I tend to agree with all four of your suggestions regarding education to encourage software (and hardware) entrepreneurship. I would like to add a point about education to encourage software product development skills:

*) Students should study and then try hard to contribute to great open-source software products out there as part of their degree work. Just imagine the confidence a Computer Science (CS) or Information Technology (IT) graduate/post-graduate would have if her/his contribution got accepted. Unfortunately, the culture in most Indian CS & IT departments does not promote and reward (by good grades) such work. Many times the teaching faculty themselves are not so comfortable with in-depth software development, and even tend to look down upon software development work as low-calibre work (as against producing research publications). My considered view on the matter is that a software product developer/visualizer/creator has to first and foremost be fluent in software development - coding fluency is to software creation what linguistic fluency is to creative writing. That gives the foundation for trying out various ideas. Adding strong research skills/insights/ideas to a solid-base of software development opens up tremendous opportunities for software product creation.
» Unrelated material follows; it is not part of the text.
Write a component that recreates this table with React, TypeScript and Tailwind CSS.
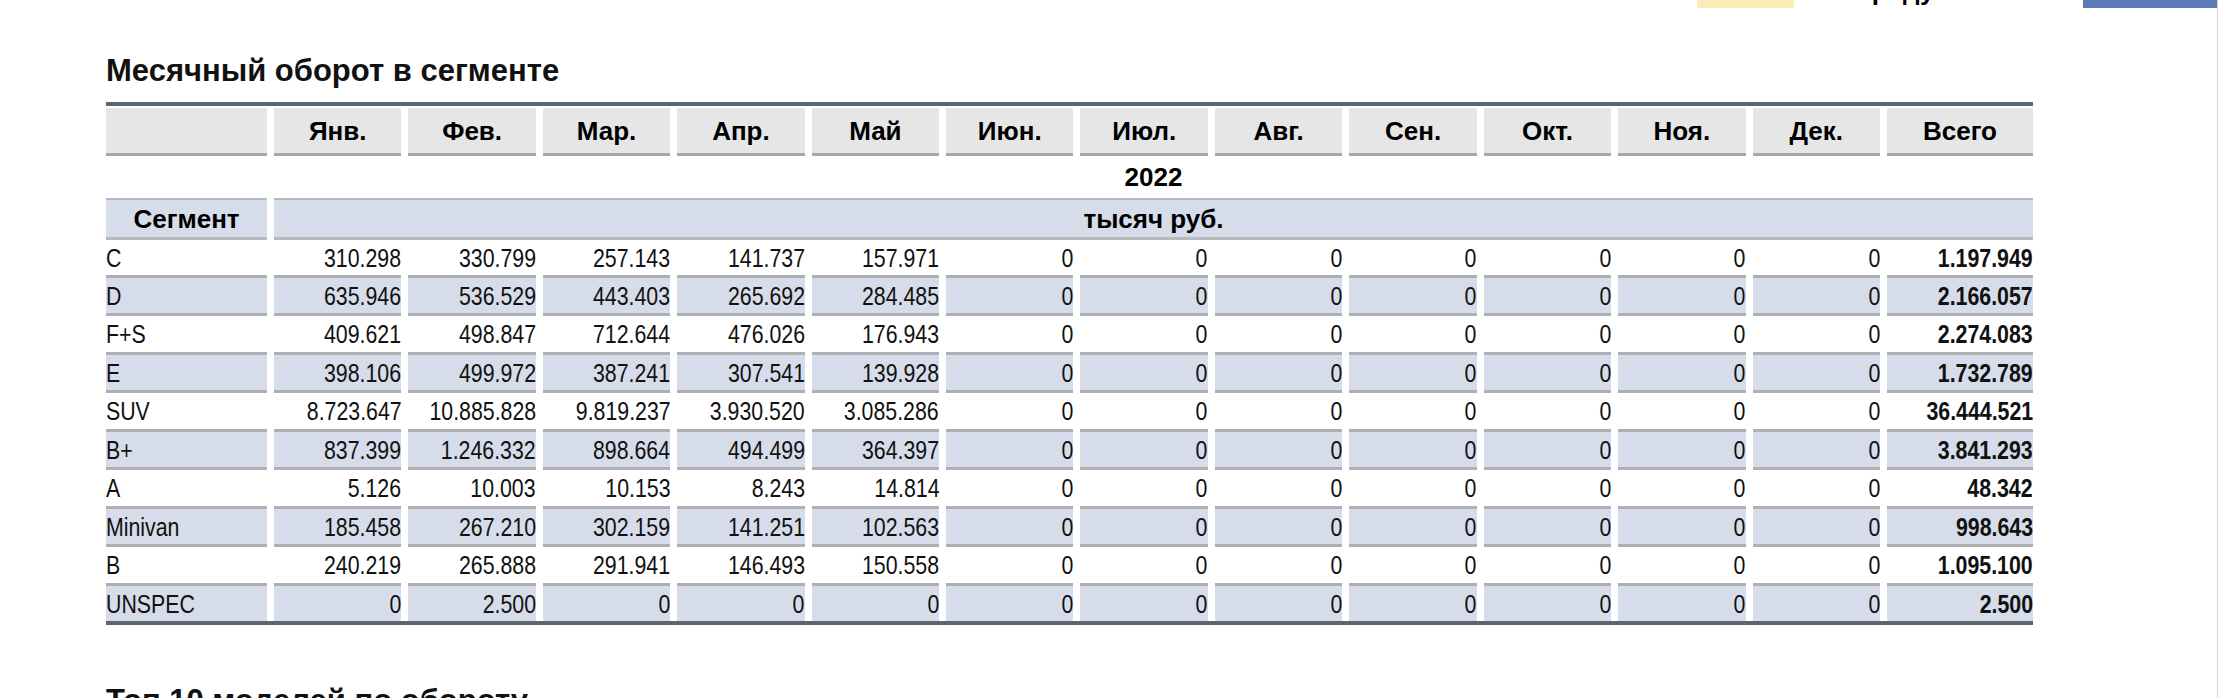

However, even top research skills if not supported by a strong software development skill base, will lead to self-doubt as the person may not be able to, by himself/herself, confirm/validate his/her research ideas through software prototypes.

Srinivasan Ramani said...

Thanks to Ravi Iyer for his valuable comments above.

I wish to add another point - interest in design and in human factors. Product development should not ignore simplicity from the user point of view, ease of use, and consistent and predictable product behavior. A course in design (in the sense design schools use the word) could be valuable to software developers who could be working on software or hardware products later on.